Police are already implementing many of the recommendations. Those include training to understand the neurology of trauma, and having a victim services unit member meet with the victim before the police interview. The community review team will meet every few months to review cases and monitor progress. Police are also asking people who want their unfounded cases reexamined to contact them.

'It's heartbreaking but it's not surprising'

The unit is well intentioned, the report said, but overworked and understaffed. 

"What we saw were good detectives getting bogged down," Lenore Lukasik-Foss, executive director of the Sexual Assault Centre of Hamilton (SACHA) told CBC in November.

Balfour's case wasn't coded as unfounded. Police called hours after the interview, when she was still in bed, and asked if she wanted to press charges, she said. Exhausted and defeated, she said no.

But the issues raised in the report were hauntingly familiar.

"It's heartbreaking but it's not surprising at all," Balfour said. "It sounds right."

Balfour's ordeal began around 10 p.m. She'd just moved to Hamilton and sat alone in her residence room. She could hear the concert from her room. Just go, she thought.

In the room alone

It was a warm night, she said, and she wore shorts and a tank top. She encountered the older students in the crowd. She'd met them briefly earlier that day, she said, while buying a textbook.

The chaos of the crowd brought anonymity, Balfour said. So when she was pinned between them, no one noticed. Not until two first-year students made eye contact with her, she said, and one of them mouthed "are you OK?" She shook her head.

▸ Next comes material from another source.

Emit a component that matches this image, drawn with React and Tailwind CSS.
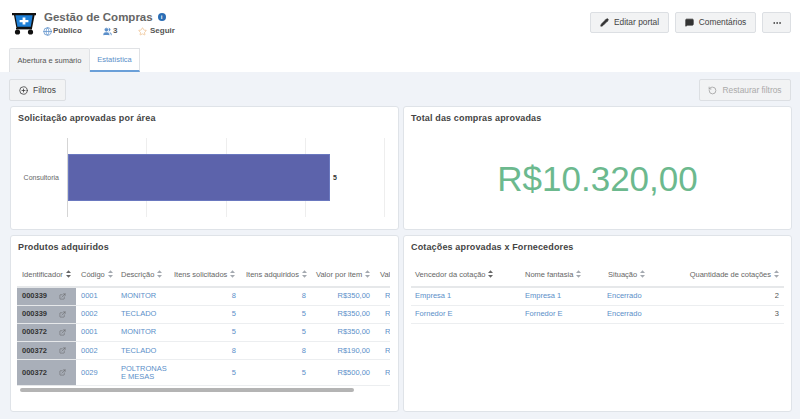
import React from "react";
import { Globe, Users, Star, Pencil, MessageSquare, MoreHorizontal, RotateCcw, CirclePlus, ExternalLink } from "lucide-react";

const font = "font-['Liberation_Sans',Arial,sans-serif]";

function Sort({ active = false }) {
  return (
    <svg width="5" height="8" viewBox="0 0 6 9" className={`inline-block ml-[3px] align-[-1px] ${active ? "text-[#666]" : "text-[#a4a9b0]"}`} fill="currentColor">
      <path d="M3 0 6 3.4H0zM3 9 0 5.6h6z" />
    </svg>
  );
}

function Cart() {
  return (
    <svg width="24" height="22" viewBox="0 0 24 22" className="shrink-0 mt-[1px]">
      <path d="M0 0h24v2.2h-1.4L20 15.6H4.5L2 2.2H0z" fill="#111" />
      <path d="M3.4 2.2h17.2L18.8 13.8H5.4z" fill="#1d7fd6" />
      <path d="M10.6 4.6h2.8v2.3h3v2.4h-3v2.3h-2.8V9.3h-3V6.9h3z" fill="#fff" />
      <circle cx="5.5" cy="19" r="2.6" fill="#111" />
      <circle cx="18.5" cy="19" r="2.6" fill="#111" />
      <rect x="4" y="15" width="16" height="1.4" fill="#111" />
    </svg>
  );
}

function Btn({ icon, children, className = "" }) {
  return (
    <button className={`h-[21px] flex items-center justify-center gap-[5px] bg-[#f2f3f4] border border-[#dcdfe3] rounded-[2px] text-[8.4px] text-[#444] ${className}`}>
      {icon}
      {children}
    </button>
  );
}

function Card({ title, className = "", children }) {
  return (
    <section className={`bg-white border border-[#dfe3e8] rounded-[3px] min-w-0 ${className}`}>
      <h2 className="text-[9px] font-bold text-[#444] tracking-[0.15px] pl-[7px] pt-[4px] leading-[14px]">{title}</h2>
      {children}
    </section>
  );
}

const leftRows = [
  ["000339", "0001", "MONITOR", "8", "8", "R$350,00"],
  ["000339", "0002", "TECLADO", "5", "5", "R$350,00"],
  ["000372", "0001", "MONITOR", "5", "5", "R$350,00"],
  ["000372", "0002", "TECLADO", "8", "8", "R$190,00"],
  ["000372", "0029", "POLTRONAS E MESAS", "5", "5", "R$500,00"],
];

const Th = ({ children, className = "" }) => (
  <th className={`font-normal text-[#666] h-[25px] border-b-2 border-[#e6e8ea] px-[5px] text-left whitespace-nowrap ${className}`}>{children}</th>
);

function ProductTable() {
  return (
    <div className="overflow-hidden mx-[6px] mt-[8px] w-[373px] relative h-[134px]">
      <table className="table-fixed border-collapse text-[7.5px] leading-[8px] w-[460px]">
        <colgroup>
          <col className="w-[59px]" />
          <col className="w-[40px]" />
          <col className="w-[53px]" />
          <col className="w-[72px]" />
          <col className="w-[70px]" />
          <col className="w-[64px]" />
          <col className="w-[102px]" />
        </colgroup>
        <thead>
          <tr>
            <Th>Identificador<Sort active /></Th>
            <Th>Código<Sort /></Th>
            <Th>Descrição<Sort /></Th>
            <Th>Itens solicitados<Sort /></Th>
            <Th>Itens adquiridos<Sort /></Th>
            <Th>Valor por item<Sort /></Th>
            <Th>Valor total<Sort /></Th>
          </tr>
        </thead>
        <tbody>
          {leftRows.map((r, i) => {
            const h = i === 4 ? "h-[25.5px]" : "h-[18.2px]";
            return (
              <tr key={i} className={`${h} text-[#5b8fc9]`}>
                <td className="bg-[#a9afb9] border-b border-[#e6e8ea] text-[#333] font-bold px-[5px]">
                  <div className="flex items-center justify-between pr-[5px]">
                    <span>{r[0]}</span>
                    <ExternalLink size={7} className="text-[#555]" strokeWidth={1.5} />
                  </div>
                </td>
                <td className="border-b border-[#eceef0] px-[5px]">{r[1]}</td>
                <td className="border-b border-[#eceef0] pl-[5px]">{r[2]}</td>
                <td className="border-b border-[#eceef0] px-[5px] text-right">{r[3]}</td>
                <td className="border-b border-[#eceef0] px-[5px] text-right">{r[4]}</td>
                <td className="border-b border-[#eceef0] px-[5px] text-right">{r[5]}</td>
                <td className="border-b border-[#eceef0] pl-[10px]">{r[5]}</td>
              </tr>
            );
          })}
        </tbody>
      </table>
      <div className="absolute left-[3px] top-[126px] w-[334px] h-[3.5px] rounded-full bg-[#b4b4b4]" />
    </div>
  );
}

function QuoteTable() {
  const rows = [
    ["Empresa 1", "Empresa 1", "Encerrado", "2"],
    ["Fornedor E", "Fornedor E", "Encerrado", "3"],
  ];
  return (
    <div className="mx-[7px] mt-[8px]">
      <table className="table-fixed border-collapse text-[7.5px] leading-[8px] w-full">
        <colgroup>
          <col className="w-[110px]" />
          <col className="w-[82px]" />
          <col className="w-[70px]" />
          <col />
        </colgroup>
        <thead>
          <tr>
            <Th className="pl-[4px]">Vencedor da cotação<Sort active /></Th>
            <Th className="pl-[4px]">Nome fantasia<Sort /></Th>
            <Th>Situação<Sort /></Th>
            <Th className="text-right">Quantidade de cotações<Sort /></Th>
          </tr>
        </thead>
        <tbody>
          {rows.map((r, i) => (
            <tr key={i} className="h-[18px] text-[#5b8fc9]">
              <td className="border-b border-[#eceef0] px-[4px]">{r[0]}</td>
              <td className="border-b border-[#eceef0] px-[4px]">{r[1]}</td>
              <td className="border-b border-[#eceef0] px-[4px]">{r[2]}</td>
              <td className="border-b border-[#eceef0] px-[5px] text-right text-[#555]">{r[3]}</td>
            </tr>
          ))}
        </tbody>
      </table>
    </div>
  );
}

function BarChart() {
  return (
    <div className="flex mt-[13px] ml-[6px] h-[79px]">
      <div className="w-[50px] flex items-center justify-end pr-[8px] pt-[2px] text-[7px] text-[#666]">Consultoria</div>
      <div className="w-[318px] relative flex justify-between border-l border-[#d5d5d5]">
        <span />
        <span className="w-px bg-[#eeeeee]" />
        <span className="w-px bg-[#eeeeee]" />
        <span className="w-px bg-[#eeeeee]" />
        <span className="w-px bg-[#eeeeee]" />
        <div className="absolute left-0 top-[16px] w-[262px] h-[47px] bg-[#5c63ab] border border-[#6a78bf] flex items-center">
          <span className="ml-[264px] mt-[2px] text-[7px] font-bold text-[#333]">5</span>
        </div>
      </div>
    </div>
  );
}

export default function App() {
  return (
    <div className={`${font} w-[800px] h-[419px] overflow-hidden bg-[#f0f3f8] flex flex-col`}>
      <header className="bg-white h-[72px] shrink-0 flex flex-col justify-between">
        <div className="flex justify-between pl-[12px] pr-[9px] pt-[12px]">
          <div className="flex gap-[8px]">
            <Cart />
            <div className="-mt-[2px]">
              <div className="flex items-center gap-[5px] text-[11.5px] text-[#666] font-bold leading-[14px]">
                Gestão de Compras
                <span className="w-[8px] h-[8px] rounded-full bg-[#2a6db5] text-white text-[6px] leading-[8px] text-center font-bold">i</span>
              </div>
              <div className="flex text-[8px] font-bold text-[#555] mt-[1px] leading-[12px]">
                <span className="flex items-center gap-[1px] w-[60px] -ml-[1px]"><Globe size={9} className="text-[#5b8fc9]" />Público</span>
                <span className="flex items-center gap-[1px] w-[35px]"><Users size={9} className="text-[#5b8fc9] fill-[#5b8fc9]" />3</span>
                <span className="flex items-center gap-[3px]"><Star size={9} className="text-[#eec08f]" />Seguir</span>
              </div>
            </div>
          </div>
          <div className="flex gap-[6px]">
            <Btn className="w-[79px]" icon={<Pencil size={9} className="text-[#333] fill-[#333]" />}>Editar portal</Btn>
            <Btn className="w-[81px]" icon={<MessageSquare size={9} className="text-[#333] fill-[#333]" />}>Comentários</Btn>
            <Btn className="w-[29px]" icon={<MoreHorizontal size={10} className="text-[#333]" />} />
          </div>
        </div>
        <nav className="flex pl-[9px] text-[7.5px] h-[24px]">
          <div className="w-[81px] flex items-center justify-center bg-[#f2f3f4] border border-b-0 border-[#e0e2e5] rounded-t-[2px] text-[#555]">Abertura e sumário</div>
          <div className="w-[50px] flex items-center justify-center bg-white border-t border-r border-[#e0e2e5] border-b-2 border-b-[#6a9fd8] text-[#5b8fc9]">Estatística</div>
        </nav>
      </header>

      <div className="flex justify-between px-[9px] mt-[7px] h-[22px] shrink-0">
        <Btn className="w-[57px] h-[22px]!" icon={<CirclePlus size={9} className="text-[#333]" />}>Filtros</Btn>
        <Btn className="w-[92px] h-[22px]! text-[#aaa]!" icon={<RotateCcw size={9} className="text-[#999]" />}>Restaurar filtros</Btn>
      </div>

      <main className="grid grid-cols-[389px_389px] grid-rows-[124px_177px] gap-x-[4px] gap-y-[5px] pl-[10px] mt-[5px]">
        <Card title="Solicitação aprovadas por área"><BarChart /></Card>
        <Card title="Total das compras aprovadas" className="flex flex-col">
          <div className="flex-1 flex items-center justify-center text-[35px] text-[#6cb98e] pt-[4px]">R$10.320,00</div>
        </Card>
        <Card title="Produtos adquiridos"><ProductTable /></Card>
        <Card title="Cotações aprovadas x Fornecedores"><QuoteTable /></Card>
      </main>
    </div>
  );
}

The students yanked her out and rushed away with her, she said, and she went back to her room. A security guard knocked on her door for something unrelated, Balfour said, and she started to cry. "I said, 'I'm really not having a good time right now because I think I was just sexually assaulted."

The security guard took her to her community adviser — an older student assigned to help younger ones — and the pair were taken to the campus security building. Security called police.

Balfour said she wanted to take the community adviser into the interview with her, but police wouldn't allow it.

Victims need help navigating the system

The officers asked "repeatedly" about alcohol, Balfour said. They also mentioned the shorts and tank top. Balfour had two rescuers as witnesses. She even knew how to find the guys.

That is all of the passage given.